シェブロンは25年の設備投資額を約150億ドル、関連会社の設備投資額を約20億ドルとする。合計すると24年に比べ約20億ドル減る。
米テキサス州のシェールオイルやメキシコ湾の海底油田、オーストラリアの液化天然ガス(LNG)事業「ゴーゴン」、カザフスタンの油田に投資を集中する。競争力の低いプロジェクトについては売却する。マイケル・ワース最高経営責任者(CEO)は同日、「高収益のプロジェクトへの投資を続ける」と表明した。
24年10〜12月に構造改革と資産売却などに伴い最大で計15億ドルの損失を計上することも公表した。
背景には世界的な原油の供給過剰がある。トランプ次期大統領は石油掘削を奨励する方針だが、原油相場の上昇圧力は弱い。
中国の原油需要が景気減速で盛り上がらない一方、米国や南米ガイアナは相場低迷下でも生産量を粛々と増やしている。
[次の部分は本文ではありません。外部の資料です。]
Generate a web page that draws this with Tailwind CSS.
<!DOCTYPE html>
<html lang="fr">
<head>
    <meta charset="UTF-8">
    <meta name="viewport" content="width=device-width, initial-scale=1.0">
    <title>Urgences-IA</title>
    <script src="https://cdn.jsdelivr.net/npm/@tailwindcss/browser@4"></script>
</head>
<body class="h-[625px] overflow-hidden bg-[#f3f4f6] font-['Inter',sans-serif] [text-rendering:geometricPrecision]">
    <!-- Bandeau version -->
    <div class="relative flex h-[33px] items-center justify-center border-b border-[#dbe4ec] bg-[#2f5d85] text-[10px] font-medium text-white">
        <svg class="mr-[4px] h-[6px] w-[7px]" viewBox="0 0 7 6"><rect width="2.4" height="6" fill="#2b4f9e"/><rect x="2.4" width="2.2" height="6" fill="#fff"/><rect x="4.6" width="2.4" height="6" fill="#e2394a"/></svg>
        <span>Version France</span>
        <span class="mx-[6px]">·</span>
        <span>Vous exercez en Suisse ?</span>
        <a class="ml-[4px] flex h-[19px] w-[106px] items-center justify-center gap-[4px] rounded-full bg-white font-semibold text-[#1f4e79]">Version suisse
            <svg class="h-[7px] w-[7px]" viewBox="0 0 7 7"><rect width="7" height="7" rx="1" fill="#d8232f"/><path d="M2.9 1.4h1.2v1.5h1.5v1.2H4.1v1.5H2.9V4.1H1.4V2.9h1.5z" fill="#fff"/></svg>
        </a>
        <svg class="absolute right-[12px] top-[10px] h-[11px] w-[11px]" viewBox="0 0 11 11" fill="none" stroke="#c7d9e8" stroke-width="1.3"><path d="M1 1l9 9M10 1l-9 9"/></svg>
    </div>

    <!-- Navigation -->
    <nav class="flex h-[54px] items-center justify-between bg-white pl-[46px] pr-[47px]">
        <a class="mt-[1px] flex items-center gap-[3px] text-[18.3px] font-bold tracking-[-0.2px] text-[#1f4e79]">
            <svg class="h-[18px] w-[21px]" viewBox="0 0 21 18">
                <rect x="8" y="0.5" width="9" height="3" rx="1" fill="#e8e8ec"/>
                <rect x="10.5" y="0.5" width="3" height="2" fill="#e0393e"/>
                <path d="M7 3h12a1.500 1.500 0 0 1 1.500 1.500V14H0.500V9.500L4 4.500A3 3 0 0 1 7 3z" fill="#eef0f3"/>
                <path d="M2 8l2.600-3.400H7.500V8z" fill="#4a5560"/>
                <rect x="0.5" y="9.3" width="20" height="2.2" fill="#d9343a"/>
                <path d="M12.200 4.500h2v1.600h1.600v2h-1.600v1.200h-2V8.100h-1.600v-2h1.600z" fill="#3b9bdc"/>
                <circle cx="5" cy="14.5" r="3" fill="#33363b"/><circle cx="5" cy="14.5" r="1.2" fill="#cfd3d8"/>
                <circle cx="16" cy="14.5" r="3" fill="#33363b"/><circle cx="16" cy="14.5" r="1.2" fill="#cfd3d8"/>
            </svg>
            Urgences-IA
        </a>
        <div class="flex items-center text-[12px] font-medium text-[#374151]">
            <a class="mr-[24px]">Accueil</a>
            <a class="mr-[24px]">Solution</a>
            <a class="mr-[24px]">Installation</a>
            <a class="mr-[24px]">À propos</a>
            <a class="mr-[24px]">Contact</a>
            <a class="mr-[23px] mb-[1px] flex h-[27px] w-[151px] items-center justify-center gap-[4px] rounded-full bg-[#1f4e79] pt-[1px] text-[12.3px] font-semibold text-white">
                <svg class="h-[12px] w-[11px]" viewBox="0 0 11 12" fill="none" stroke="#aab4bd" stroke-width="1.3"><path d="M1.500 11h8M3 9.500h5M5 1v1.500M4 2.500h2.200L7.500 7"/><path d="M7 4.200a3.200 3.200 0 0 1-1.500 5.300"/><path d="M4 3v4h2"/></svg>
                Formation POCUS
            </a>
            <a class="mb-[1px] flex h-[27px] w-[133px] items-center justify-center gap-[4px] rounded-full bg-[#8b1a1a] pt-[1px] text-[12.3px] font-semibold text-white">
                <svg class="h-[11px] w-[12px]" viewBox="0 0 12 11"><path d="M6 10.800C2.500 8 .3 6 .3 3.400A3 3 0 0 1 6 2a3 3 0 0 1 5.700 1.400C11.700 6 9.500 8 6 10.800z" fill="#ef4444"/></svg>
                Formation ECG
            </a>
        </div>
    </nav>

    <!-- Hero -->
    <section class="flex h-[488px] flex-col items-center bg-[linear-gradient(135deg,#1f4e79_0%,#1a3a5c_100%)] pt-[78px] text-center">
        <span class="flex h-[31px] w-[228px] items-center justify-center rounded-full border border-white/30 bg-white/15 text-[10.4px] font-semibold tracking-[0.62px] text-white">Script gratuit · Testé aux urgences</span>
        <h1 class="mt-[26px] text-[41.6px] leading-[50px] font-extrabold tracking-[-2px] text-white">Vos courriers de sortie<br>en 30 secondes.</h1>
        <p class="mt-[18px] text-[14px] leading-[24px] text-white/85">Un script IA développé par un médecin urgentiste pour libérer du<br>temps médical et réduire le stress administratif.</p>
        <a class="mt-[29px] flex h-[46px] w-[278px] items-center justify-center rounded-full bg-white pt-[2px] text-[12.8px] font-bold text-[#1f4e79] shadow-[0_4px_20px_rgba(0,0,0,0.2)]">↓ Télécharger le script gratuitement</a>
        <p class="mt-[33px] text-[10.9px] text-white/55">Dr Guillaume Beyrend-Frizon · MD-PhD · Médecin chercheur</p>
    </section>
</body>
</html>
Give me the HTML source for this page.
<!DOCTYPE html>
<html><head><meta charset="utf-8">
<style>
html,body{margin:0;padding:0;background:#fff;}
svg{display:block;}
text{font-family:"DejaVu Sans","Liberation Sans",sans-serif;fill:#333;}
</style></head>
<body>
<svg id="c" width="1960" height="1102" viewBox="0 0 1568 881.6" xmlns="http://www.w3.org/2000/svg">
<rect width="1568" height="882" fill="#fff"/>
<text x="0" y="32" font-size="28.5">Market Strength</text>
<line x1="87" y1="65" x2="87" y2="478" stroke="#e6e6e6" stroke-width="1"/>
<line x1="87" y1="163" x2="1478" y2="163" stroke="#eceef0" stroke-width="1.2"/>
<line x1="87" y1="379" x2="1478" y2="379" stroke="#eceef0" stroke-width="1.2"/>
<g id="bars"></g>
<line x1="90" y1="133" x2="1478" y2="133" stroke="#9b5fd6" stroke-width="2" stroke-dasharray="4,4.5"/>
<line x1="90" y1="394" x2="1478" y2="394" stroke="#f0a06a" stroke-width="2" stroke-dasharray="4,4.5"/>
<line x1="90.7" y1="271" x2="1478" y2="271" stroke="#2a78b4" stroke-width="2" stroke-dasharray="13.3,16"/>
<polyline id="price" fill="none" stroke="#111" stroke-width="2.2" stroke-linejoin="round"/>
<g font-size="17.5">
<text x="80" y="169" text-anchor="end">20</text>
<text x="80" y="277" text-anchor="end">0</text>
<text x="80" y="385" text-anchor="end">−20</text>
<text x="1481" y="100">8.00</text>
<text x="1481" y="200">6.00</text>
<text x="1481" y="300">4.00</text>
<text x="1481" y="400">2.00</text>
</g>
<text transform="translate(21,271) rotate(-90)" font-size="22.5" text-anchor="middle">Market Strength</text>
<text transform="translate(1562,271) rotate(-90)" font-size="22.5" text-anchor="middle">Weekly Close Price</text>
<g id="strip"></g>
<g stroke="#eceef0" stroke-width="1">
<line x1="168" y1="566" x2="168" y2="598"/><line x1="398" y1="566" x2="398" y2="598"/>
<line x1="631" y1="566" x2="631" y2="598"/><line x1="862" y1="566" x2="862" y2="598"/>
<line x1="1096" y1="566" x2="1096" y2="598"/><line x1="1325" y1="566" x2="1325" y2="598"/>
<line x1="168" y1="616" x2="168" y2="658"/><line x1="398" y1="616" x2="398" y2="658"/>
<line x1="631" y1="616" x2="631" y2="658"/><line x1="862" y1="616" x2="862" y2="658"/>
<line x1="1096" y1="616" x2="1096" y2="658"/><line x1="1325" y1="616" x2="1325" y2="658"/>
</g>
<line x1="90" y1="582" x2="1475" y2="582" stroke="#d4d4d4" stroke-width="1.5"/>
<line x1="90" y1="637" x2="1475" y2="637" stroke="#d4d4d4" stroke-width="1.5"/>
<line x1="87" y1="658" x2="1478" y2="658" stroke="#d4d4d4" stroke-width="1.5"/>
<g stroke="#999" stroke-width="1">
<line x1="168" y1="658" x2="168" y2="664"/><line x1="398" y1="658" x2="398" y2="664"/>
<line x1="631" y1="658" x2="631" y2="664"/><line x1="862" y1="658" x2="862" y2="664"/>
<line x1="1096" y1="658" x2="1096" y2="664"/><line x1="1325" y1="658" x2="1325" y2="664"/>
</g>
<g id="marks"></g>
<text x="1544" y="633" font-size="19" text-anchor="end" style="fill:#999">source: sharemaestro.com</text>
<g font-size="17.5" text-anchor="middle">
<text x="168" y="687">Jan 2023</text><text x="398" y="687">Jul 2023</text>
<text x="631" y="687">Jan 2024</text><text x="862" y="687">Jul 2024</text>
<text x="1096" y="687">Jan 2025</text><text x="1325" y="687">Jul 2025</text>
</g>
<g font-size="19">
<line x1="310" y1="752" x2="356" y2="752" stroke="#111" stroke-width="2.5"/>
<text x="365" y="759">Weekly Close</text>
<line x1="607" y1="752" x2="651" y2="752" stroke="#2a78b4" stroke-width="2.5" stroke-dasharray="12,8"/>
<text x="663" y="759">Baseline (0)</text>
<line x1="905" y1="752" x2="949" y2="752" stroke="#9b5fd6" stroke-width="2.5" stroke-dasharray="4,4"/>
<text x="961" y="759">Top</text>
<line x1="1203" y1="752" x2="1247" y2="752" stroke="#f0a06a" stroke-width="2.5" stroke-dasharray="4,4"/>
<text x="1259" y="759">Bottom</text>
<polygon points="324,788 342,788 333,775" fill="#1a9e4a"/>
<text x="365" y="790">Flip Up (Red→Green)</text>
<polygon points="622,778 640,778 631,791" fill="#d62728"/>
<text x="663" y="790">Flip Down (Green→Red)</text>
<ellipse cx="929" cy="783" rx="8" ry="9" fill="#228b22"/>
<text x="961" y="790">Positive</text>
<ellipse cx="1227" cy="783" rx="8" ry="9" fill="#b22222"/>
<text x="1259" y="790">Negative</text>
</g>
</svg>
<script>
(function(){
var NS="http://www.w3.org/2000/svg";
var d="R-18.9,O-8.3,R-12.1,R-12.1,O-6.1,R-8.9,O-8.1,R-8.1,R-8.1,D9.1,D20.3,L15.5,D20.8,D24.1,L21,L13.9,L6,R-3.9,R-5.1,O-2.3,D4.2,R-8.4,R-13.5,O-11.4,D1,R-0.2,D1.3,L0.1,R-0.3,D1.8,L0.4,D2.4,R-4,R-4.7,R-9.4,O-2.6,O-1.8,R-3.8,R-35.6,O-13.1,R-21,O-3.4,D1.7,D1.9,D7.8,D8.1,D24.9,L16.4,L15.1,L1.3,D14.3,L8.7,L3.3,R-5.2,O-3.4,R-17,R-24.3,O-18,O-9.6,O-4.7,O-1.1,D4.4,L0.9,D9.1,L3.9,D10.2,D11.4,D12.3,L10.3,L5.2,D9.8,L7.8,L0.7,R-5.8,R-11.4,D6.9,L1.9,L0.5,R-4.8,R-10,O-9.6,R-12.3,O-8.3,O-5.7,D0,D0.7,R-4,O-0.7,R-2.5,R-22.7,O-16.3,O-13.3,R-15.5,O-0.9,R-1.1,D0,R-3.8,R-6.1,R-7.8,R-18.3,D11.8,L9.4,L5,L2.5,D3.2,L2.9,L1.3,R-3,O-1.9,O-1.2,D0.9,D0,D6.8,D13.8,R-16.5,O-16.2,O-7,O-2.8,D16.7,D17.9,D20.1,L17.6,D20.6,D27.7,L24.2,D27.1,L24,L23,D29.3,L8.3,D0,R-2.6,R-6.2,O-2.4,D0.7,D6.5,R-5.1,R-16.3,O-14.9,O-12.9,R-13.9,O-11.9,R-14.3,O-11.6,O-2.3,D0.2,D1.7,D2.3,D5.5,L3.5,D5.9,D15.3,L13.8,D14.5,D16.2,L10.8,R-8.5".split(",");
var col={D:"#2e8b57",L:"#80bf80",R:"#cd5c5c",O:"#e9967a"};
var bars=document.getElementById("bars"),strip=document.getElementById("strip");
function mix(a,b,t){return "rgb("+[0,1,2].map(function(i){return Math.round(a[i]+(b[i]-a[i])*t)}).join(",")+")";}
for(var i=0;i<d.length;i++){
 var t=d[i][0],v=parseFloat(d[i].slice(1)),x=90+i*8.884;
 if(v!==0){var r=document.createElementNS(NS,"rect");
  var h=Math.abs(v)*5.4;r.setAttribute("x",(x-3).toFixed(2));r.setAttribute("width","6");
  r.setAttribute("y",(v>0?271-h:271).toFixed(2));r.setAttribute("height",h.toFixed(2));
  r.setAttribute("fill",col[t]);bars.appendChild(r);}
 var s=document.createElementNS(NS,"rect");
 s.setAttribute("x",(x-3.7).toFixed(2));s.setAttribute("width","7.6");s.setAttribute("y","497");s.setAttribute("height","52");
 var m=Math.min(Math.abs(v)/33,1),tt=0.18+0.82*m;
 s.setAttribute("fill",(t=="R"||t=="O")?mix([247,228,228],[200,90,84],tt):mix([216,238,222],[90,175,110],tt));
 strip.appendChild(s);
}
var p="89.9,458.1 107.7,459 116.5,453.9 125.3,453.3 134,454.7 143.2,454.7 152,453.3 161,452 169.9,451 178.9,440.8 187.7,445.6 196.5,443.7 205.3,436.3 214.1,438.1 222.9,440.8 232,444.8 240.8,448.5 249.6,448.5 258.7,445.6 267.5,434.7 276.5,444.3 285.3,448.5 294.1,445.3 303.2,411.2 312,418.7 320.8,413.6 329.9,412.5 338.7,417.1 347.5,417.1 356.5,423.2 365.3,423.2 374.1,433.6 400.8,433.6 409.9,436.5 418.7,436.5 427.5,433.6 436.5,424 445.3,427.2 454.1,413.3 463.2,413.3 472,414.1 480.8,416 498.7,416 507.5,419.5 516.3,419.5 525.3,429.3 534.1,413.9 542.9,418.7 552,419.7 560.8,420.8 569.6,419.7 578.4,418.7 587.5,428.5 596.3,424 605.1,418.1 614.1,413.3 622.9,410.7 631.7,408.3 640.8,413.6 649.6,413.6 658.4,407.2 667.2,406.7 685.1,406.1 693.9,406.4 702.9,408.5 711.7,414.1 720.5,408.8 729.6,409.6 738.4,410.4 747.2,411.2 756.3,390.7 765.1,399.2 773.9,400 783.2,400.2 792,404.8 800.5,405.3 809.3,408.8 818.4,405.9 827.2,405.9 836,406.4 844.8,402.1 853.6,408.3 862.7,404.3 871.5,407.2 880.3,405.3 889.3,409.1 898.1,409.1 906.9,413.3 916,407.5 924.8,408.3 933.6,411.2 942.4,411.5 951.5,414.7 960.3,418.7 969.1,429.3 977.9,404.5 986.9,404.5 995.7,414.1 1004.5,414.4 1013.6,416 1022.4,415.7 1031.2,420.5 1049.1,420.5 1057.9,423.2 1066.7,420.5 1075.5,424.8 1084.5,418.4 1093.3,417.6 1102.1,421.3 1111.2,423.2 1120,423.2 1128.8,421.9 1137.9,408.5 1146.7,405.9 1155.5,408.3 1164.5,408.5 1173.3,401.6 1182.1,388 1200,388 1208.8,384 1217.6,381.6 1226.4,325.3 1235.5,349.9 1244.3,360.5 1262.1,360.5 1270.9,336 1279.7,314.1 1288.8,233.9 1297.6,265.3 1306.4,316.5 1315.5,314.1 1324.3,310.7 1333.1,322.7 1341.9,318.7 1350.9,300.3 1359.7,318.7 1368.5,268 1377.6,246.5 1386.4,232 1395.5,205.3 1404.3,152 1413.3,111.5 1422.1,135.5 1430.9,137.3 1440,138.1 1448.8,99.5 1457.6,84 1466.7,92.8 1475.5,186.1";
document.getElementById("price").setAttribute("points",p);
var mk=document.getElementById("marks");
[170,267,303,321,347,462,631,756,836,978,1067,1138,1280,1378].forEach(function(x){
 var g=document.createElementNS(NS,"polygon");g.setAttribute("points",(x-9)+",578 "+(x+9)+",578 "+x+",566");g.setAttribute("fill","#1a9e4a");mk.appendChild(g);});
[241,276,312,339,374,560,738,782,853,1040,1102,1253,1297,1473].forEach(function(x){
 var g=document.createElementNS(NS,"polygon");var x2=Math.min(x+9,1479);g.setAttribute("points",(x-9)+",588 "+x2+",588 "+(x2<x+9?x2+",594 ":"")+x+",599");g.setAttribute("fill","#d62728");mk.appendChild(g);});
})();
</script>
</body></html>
需給緩和を解消したい石油輸出国機構(OPEC)と非加盟のロシアなどで構成する「OPECプラス」は5日、協調減産を延長すると決めた。
シェブロンの最終損益は新型コロナ禍の20年、最終赤字に転落した。22年は世界経済の復活とウクライナ紛争で原油相場が急騰し、過去最高益を記録したものの、24年は2年連続の減益となる見込み。